I’ve actually started thinking back to those days recently, and how much simpler things were (it was 2006 before I even built a PC of my own, instead of using the half-decent one my folks paid for two years earlier) — though the 2003-4 academic year was also a time of happiness for me (certainly more than my undergrad days), meeting a new group of people for the first time and escaping from the retirement town of Worthing so I could return to university life.
But where am I now?
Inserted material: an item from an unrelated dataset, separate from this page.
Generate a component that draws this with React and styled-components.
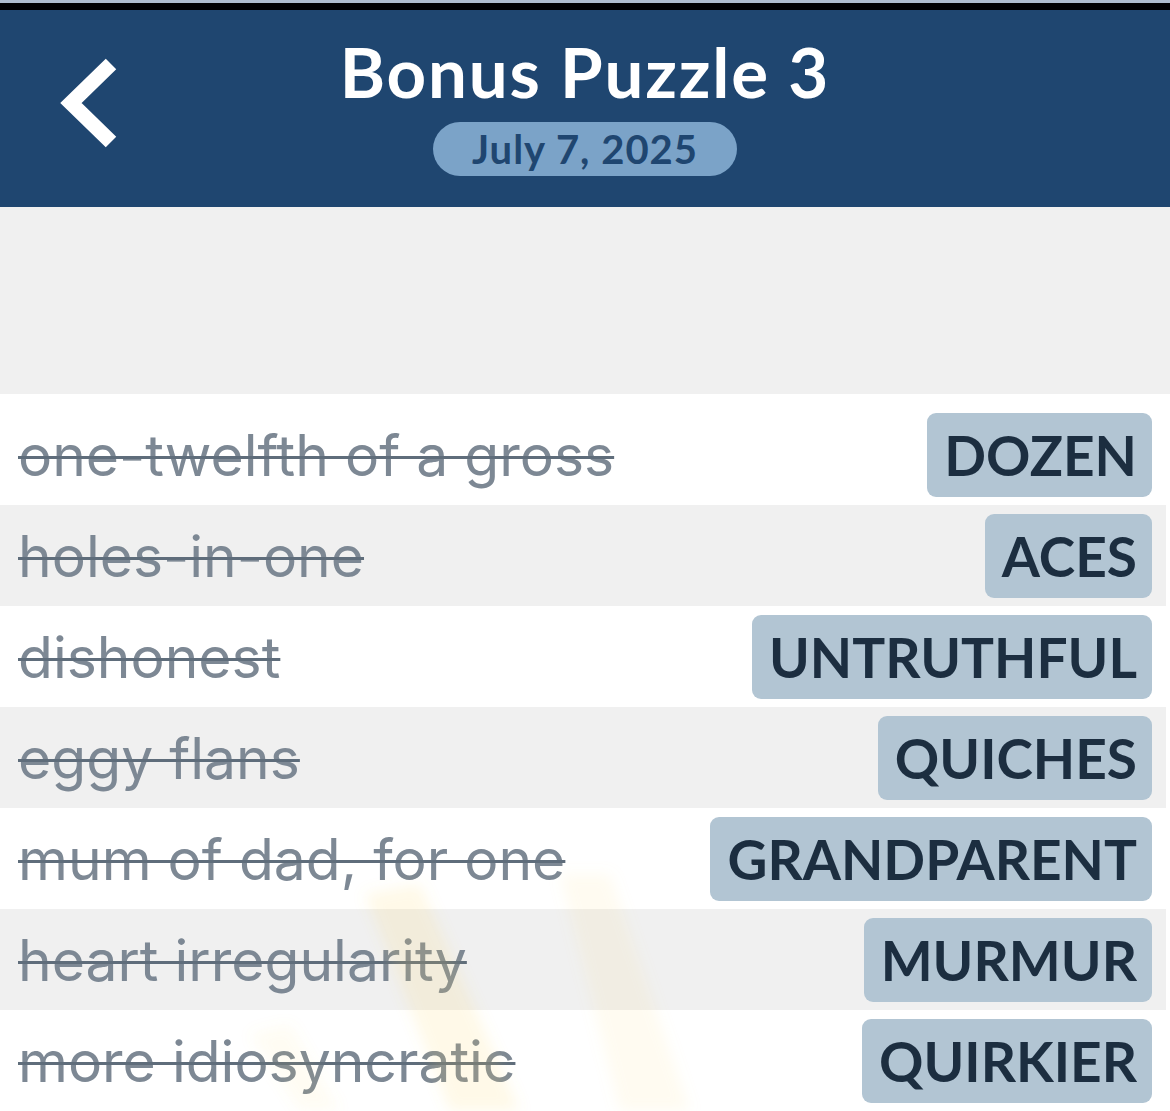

Let’s make some estimates of my mental age…
- Mature enough to handle billing, and take bad companies to task (mid-to-late 30s)
- Man-childish enough to play video games (late teens to late 20s)
- Still in the girl-hunting phase and going on many first dates (mid-to-late teens)
- Getting dating experience, learning from it and hopefully soon finding “the one” (late 20s to early 30s)
- Staying physically fit (early 20s, or possibly mid-life crisis)
- Not wanting to get drunk (pre-teens or mature adulthood)
- Having trouble getting up in the mornings (pretty much any age after pre-teens)
- Feeling the cold and hating noisy people (elderly and retired)
- Believing I’m indestructible and will live forever (either teenager or already thousands of years old)
- Good with computers and willing to learn more (either very old or very young)
- Working in first-line IT helpdesk (20s) but actually enjoying it (60s?)
- Reading Judge Dredd comic strips (early teens, and f*** Bill Maher)
- Listening to Eminem and Gwar (younger than I should be!)
- Remembering Doctor Who in the 1980s (older than I want to be!)
What might be worth noting is that I wonder which generation I’m truly in, and which I should be in — after all, I’m old enough to remember shows from the 1980s and 1990s and reminisce about the days we called home computers “micros”, but I never joined in with my generation’s binge-drinking at school or university, and didn’t watch scary grown-up films, and overcome my fear of them, until my teenage years (including Die Hard and Aliens back in 1992). As I’ve said before, my peers telling me I’m “wrong” just makes me feel right instead!
I’m sure I overheard Chris Evans on the radio one morning (as opposed to hosting The Big Breakfast back in the day) saying that the current younger generation are more likely to become addicted to smartphone games than alcohol! And since I play Pokémon GO every day but hold drink-to-get-drunkers in contempt, maybe I’m with them? I also think gay marriage is okay and that fireworks should be restricted to professional use (JRM opposing this plan makes me like it more), and of course you know I hate cyclists who charge through red lights. All things considered, I’m childlike but sensible, and don’t want to see others get hurt going about their daily business, purely for who they are… maybe because then it’d happen to me.
Funnily enough, the osteopath reckoned I’d been leaning to the left — well, if hating injustice and intolerance gives me lower back pain, stay tuned to this blog: it’s time I performed a hate catharsis, of both old and young varieties, by writing a post about my negative feelings that better expresses them than my late 2013 one, isn’t it?
(Ah, I was angry about cyclists and cabbies running red lights back then, too!)